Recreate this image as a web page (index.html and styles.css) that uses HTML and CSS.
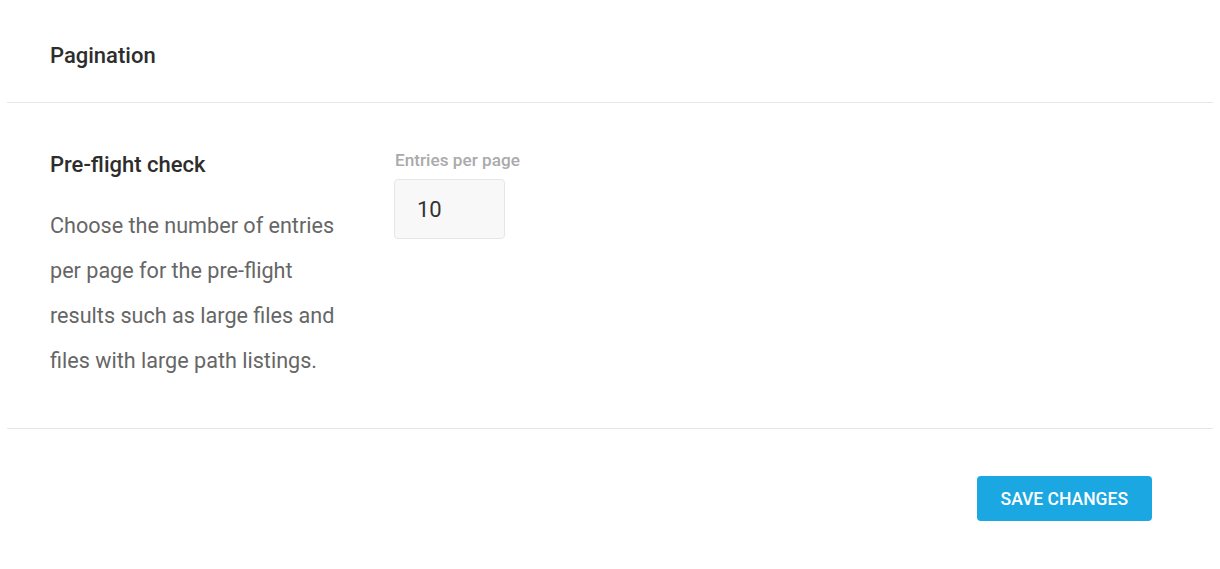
FILE: index.html
```html
<!DOCTYPE html>
<html lang="en">
<head>
    <meta charset="UTF-8">
    <meta name="viewport" content="width=device-width, initial-scale=1.0">
    <title>Pagination</title>
    <link rel="stylesheet" href="styles.css">
</head>
<body>
    <div class="box">
        <div class="box-header">
            <h2 class="box-title">Pagination</h2>
        </div>

        <div class="box-body">
            <div class="setting-info">
                <h3 class="setting-title">Pre-flight check</h3>
                <p class="setting-desc">Choose the number of entries per page for the pre-flight results such as large files and files with large path listings.</p>
            </div>
            <div class="setting-field">
                <label class="field-label" for="entries">Entries per page</label>
                <input type="number" id="entries" class="input-number" value="10">
            </div>
        </div>

        <div class="box-footer">
            <button class="button">Save Changes</button>
        </div>
    </div>
</body>
</html>
```

FILE: styles.css
```css
body {
    font-family: Roboto, "Noto Sans", sans-serif;
    background: #fff;
    color: #333;
    margin: 0;
    padding: 0 7px;
}
.box {
    background: #fff;
}
.box-header {
    height: 102px;
    padding: 0 43px;
    display: flex;
    align-items: center;
    border-bottom: 1px solid #e6e6e6;
}
.box-title {
    margin: 0;
    font-size: 22px;
    font-weight: 500;
    color: #2d2d2d;
    position: relative;
    top: 4px;
}
.box-body {
    display: flex;
    padding: 47px 43px 45px;
    border-bottom: 1px solid #e6e6e6;
}
.setting-info {
    width: 300px;
    margin-right: 44px;
}
.setting-title {
    margin: 0;
    font-size: 22px;
    font-weight: 500;
    line-height: 30px;
    color: #2d2d2d;
}
.setting-desc {
    margin: 23px 0 0;
    font-size: 21.6px;
    line-height: 45px;
    color: #666;
}
.setting-field {
    display: flex;
    flex-direction: column;
    align-items: flex-start;
}
.field-label {
    font-size: 17.2px;
    font-weight: 500;
    color: #aaa;
    line-height: 20px;
    margin-top: 0;
    margin-bottom: 9px;
    padding-left: 1px;
}
.input-number {
    width: 111px;
    height: 60px;
    box-sizing: border-box;
    padding: 0 22px;
    font-family: inherit;
    font-size: 22px;
    color: #333;
    background: #f8f8f8;
    border: 1px solid #e6e6e6;
    border-radius: 4px;
    outline: none;
    -moz-appearance: textfield;
}
.input-number::-webkit-outer-spin-button,
.input-number::-webkit-inner-spin-button {
    -webkit-appearance: none;
    margin: 0;
}
.box-footer {
    display: flex;
    justify-content: flex-end;
    padding: 47px 61px 48px;
}
.button {
    height: 45px;
    padding: 0 24px;
    font-family: inherit;
    font-size: 17.5px;
    font-weight: 500;
    text-transform: uppercase;
    color: #fff;
    background-color: #1ba8e2;
    border: none;
    border-radius: 4px;
    cursor: pointer;
}
.button:hover {
    background-color: #1396cc;
}
```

──────

**Short task**
Copy out all of the material exactly as written, without its pictures.

**The answer**
Recreate this image as a web page (index.html and styles.css) that uses HTML and CSS.
FILE: index.html
```html
<!DOCTYPE html>
<html lang="en">
<head>
    <meta charset="UTF-8">
    <meta name="viewport" content="width=device-width, initial-scale=1.0">
    <title>Pagination</title>
    <link rel="stylesheet" href="styles.css">
</head>
<body>
    <div class="box">
        <div class="box-header">
            <h2 class="box-title">Pagination</h2>
        </div>

        <div class="box-body">
            <div class="setting-info">
                <h3 class="setting-title">Pre-flight check</h3>
                <p class="setting-desc">Choose the number of entries per page for the pre-flight results such as large files and files with large path listings.</p>
            </div>
            <div class="setting-field">
                <label class="field-label" for="entries">Entries per page</label>
                <input type="number" id="entries" class="input-number" value="10">
            </div>
        </div>

        <div class="box-footer">
            <button class="button">Save Changes</button>
        </div>
    </div>
</body>
</html>
```

FILE: styles.css
```css
body {
    font-family: Roboto, "Noto Sans", sans-serif;
    background: #fff;
    color: #333;
    margin: 0;
    padding: 0 7px;
}
.box {
    background: #fff;
}
.box-header {
    height: 102px;
    padding: 0 43px;
    display: flex;
    align-items: center;
    border-bottom: 1px solid #e6e6e6;
}
.box-title {
    margin: 0;
    font-size: 22px;
    font-weight: 500;
    color: #2d2d2d;
    position: relative;
    top: 4px;
}
.box-body {
    display: flex;
    padding: 47px 43px 45px;
    border-bottom: 1px solid #e6e6e6;
}
.setting-info {
    width: 300px;
    margin-right: 44px;
}
.setting-title {
    margin: 0;
    font-size: 22px;
    font-weight: 500;
    line-height: 30px;
    color: #2d2d2d;
}
.setting-desc {
    margin: 23px 0 0;
    font-size: 21.6px;
    line-height: 45px;
    color: #666;
}
.setting-field {
    display: flex;
    flex-direction: column;
    align-items: flex-start;
}
.field-label {
    font-size: 17.2px;
    font-weight: 500;
    color: #aaa;
    line-height: 20px;
    margin-top: 0;
    margin-bottom: 9px;
    padding-left: 1px;
}
.input-number {
    width: 111px;
    height: 60px;
    box-sizing: border-box;
    padding: 0 22px;
    font-family: inherit;
    font-size: 22px;
    color: #333;
    background: #f8f8f8;
    border: 1px solid #e6e6e6;
    border-radius: 4px;
    outline: none;
    -moz-appearance: textfield;
}
.input-number::-webkit-outer-spin-button,
.input-number::-webkit-inner-spin-button {
    -webkit-appearance: none;
    margin: 0;
}
.box-footer {
    display: flex;
    justify-content: flex-end;
    padding: 47px 61px 48px;
}
.button {
    height: 45px;
    padding: 0 24px;
    font-family: inherit;
    font-size: 17.5px;
    font-weight: 500;
    text-transform: uppercase;
    color: #fff;
    background-color: #1ba8e2;
    border: none;
    border-radius: 4px;
    cursor: pointer;
}
.button:hover {
    background-color: #1396cc;
}
```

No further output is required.